**TASK DESCRIPTION:**
How many of the lines here include "components"? Answer with a single number.

--------------------------------

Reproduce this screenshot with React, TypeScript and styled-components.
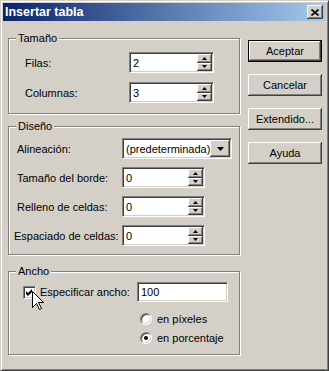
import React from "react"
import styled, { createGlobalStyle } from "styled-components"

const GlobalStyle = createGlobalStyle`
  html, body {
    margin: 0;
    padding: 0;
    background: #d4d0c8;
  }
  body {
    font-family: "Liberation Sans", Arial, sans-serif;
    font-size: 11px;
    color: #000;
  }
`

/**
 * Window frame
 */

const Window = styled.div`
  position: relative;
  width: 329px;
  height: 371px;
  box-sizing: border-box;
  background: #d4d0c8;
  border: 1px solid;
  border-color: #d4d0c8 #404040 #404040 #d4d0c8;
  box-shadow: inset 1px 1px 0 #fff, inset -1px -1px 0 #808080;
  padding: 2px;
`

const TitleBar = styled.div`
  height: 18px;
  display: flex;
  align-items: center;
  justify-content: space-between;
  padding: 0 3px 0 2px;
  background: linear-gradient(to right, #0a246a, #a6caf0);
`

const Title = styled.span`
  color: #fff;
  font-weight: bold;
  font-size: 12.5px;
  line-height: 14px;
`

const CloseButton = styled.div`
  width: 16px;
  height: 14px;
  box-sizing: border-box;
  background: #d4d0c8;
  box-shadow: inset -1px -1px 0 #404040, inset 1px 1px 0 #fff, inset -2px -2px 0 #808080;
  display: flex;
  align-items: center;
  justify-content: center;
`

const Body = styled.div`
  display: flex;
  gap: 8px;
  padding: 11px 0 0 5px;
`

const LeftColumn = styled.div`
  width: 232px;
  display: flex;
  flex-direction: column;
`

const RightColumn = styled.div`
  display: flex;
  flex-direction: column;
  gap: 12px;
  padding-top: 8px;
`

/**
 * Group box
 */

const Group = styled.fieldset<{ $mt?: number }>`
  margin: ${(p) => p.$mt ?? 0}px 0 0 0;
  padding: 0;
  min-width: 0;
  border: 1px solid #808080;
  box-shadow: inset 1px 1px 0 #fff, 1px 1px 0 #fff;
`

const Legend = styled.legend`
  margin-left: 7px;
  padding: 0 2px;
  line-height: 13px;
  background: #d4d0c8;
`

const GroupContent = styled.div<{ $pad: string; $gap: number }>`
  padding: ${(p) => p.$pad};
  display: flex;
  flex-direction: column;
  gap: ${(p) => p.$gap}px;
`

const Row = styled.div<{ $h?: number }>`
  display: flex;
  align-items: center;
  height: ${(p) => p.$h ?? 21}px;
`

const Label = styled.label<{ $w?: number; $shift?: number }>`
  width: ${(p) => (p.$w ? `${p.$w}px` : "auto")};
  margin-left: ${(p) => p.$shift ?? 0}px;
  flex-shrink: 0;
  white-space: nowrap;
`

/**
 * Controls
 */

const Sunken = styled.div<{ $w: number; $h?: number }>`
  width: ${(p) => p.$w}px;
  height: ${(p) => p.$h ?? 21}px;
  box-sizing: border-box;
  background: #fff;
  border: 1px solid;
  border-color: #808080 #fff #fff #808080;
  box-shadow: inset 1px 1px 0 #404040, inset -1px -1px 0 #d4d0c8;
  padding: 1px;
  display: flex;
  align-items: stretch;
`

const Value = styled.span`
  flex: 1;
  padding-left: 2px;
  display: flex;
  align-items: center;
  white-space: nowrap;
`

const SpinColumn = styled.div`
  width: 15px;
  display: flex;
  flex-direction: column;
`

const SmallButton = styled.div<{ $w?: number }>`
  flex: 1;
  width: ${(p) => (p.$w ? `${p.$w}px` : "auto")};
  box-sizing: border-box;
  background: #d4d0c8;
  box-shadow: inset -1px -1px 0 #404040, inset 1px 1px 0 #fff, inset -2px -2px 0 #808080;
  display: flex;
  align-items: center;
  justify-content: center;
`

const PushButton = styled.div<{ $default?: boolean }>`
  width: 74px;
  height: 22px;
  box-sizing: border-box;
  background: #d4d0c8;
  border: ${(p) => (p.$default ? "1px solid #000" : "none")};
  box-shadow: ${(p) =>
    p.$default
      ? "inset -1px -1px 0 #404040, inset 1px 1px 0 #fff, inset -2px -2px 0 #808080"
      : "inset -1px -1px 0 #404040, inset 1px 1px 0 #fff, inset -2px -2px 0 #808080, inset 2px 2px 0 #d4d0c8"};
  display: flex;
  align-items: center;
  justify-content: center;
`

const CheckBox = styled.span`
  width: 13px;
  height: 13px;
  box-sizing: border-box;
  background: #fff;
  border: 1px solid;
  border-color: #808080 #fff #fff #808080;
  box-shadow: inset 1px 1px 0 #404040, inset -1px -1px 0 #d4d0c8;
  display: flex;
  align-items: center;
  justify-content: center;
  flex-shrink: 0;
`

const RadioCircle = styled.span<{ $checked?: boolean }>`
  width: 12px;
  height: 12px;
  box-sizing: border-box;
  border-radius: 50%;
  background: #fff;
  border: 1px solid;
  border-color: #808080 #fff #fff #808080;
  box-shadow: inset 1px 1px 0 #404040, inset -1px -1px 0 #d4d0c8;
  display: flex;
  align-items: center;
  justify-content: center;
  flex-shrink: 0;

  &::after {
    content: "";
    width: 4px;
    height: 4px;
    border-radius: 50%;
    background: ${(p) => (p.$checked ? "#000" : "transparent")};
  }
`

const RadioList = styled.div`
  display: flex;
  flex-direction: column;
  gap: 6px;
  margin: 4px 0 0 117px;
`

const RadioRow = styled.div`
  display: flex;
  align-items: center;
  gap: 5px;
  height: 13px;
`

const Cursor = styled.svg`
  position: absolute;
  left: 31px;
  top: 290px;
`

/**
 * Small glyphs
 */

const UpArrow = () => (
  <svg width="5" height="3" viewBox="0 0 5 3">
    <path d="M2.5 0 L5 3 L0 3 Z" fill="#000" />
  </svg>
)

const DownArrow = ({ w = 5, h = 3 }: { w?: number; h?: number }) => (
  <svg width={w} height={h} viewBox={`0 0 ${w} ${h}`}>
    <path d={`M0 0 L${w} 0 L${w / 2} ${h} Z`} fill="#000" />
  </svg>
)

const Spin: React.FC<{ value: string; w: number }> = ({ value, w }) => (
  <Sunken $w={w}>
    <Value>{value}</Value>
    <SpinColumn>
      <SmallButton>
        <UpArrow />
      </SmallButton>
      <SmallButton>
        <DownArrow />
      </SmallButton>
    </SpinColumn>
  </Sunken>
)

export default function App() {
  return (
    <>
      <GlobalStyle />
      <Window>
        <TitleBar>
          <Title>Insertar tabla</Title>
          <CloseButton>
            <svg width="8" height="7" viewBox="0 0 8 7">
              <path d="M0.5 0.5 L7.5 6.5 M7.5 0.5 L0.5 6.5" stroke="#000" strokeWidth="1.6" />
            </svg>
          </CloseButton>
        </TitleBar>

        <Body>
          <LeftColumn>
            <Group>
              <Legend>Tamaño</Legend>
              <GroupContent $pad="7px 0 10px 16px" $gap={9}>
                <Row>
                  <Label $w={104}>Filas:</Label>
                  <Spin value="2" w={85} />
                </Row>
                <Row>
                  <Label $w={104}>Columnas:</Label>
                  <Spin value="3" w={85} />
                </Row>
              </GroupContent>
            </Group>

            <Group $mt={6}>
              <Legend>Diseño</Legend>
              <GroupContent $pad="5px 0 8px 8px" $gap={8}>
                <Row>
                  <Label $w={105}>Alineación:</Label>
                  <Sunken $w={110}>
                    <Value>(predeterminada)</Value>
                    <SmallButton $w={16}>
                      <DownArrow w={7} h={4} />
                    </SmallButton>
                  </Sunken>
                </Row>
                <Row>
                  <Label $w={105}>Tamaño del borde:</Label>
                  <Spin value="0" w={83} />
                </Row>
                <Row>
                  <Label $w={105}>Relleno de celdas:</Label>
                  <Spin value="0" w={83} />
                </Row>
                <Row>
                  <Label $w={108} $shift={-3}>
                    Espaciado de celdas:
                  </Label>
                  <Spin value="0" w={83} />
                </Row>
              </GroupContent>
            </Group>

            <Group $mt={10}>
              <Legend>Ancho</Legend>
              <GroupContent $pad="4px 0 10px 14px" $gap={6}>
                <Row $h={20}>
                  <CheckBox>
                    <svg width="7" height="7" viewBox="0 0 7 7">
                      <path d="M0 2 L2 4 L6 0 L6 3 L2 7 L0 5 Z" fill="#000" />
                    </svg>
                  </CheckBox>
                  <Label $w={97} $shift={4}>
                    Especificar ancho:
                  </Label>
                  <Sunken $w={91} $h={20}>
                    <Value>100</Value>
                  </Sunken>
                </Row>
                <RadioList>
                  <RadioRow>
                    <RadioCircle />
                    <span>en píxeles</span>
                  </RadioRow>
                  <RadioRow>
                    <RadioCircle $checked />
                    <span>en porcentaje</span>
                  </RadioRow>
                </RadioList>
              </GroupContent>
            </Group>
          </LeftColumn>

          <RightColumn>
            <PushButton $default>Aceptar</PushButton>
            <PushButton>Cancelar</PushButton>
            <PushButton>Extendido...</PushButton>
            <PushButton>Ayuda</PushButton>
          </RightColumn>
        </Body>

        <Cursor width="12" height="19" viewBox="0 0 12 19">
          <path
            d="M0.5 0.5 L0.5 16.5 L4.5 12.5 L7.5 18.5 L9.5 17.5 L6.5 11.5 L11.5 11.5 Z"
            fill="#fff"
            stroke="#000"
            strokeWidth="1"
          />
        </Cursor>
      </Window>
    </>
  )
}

--------------------------------

**RESULT OF THIS EXERCISE:**
2